_Brief_
Copy out all lines where "styled" appears.

_Data excerpt_
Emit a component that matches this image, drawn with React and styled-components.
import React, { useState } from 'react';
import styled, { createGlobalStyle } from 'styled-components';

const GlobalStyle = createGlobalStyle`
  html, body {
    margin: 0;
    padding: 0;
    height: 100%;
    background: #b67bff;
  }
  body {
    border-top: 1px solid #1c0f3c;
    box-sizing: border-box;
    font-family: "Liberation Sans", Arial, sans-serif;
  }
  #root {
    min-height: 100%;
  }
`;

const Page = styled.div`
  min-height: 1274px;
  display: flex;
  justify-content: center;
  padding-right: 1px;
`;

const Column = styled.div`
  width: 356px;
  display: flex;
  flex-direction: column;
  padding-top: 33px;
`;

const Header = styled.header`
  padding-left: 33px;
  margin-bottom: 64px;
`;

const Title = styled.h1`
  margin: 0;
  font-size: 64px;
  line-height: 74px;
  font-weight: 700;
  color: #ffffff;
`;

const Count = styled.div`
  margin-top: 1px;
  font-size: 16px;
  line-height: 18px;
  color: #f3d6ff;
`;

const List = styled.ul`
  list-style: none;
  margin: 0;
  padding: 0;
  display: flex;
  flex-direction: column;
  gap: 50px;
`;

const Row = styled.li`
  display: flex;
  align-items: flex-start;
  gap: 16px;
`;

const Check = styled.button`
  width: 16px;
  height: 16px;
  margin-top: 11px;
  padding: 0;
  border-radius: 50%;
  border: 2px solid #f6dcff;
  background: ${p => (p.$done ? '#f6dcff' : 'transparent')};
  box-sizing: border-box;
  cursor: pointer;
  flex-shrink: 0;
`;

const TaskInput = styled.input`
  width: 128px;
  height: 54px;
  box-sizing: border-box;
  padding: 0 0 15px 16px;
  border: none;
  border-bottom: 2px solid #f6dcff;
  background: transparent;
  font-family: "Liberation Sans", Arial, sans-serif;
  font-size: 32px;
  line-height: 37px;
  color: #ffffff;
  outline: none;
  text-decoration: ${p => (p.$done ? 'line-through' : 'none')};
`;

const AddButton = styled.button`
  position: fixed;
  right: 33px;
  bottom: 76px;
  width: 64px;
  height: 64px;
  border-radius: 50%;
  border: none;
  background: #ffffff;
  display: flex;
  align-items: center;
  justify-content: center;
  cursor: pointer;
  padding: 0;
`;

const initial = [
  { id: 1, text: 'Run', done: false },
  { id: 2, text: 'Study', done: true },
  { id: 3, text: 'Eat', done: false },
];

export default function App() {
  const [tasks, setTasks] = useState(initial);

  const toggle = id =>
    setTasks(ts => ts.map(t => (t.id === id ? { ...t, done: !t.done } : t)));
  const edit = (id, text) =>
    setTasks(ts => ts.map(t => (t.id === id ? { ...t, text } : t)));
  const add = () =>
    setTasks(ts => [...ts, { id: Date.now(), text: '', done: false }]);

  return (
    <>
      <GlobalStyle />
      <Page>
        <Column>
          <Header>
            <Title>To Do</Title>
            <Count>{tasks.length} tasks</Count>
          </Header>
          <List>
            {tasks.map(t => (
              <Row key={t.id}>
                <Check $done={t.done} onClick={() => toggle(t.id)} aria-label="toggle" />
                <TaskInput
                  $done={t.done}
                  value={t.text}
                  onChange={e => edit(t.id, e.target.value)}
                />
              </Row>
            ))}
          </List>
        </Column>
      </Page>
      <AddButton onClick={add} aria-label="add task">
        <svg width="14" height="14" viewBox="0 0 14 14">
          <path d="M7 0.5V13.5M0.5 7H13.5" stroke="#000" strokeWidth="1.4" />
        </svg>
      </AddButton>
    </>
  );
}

_Task solution_
Emit a component that matches this image, drawn with React and styled-components.
import styled, { createGlobalStyle } from 'styled-components';
const Page = styled.div`
const Column = styled.div`
const Header = styled.header`
const Title = styled.h1`
const Count = styled.div`
const List = styled.ul`
const Row = styled.li`
const Check = styled.button`
const TaskInput = styled.input`
const AddButton = styled.button`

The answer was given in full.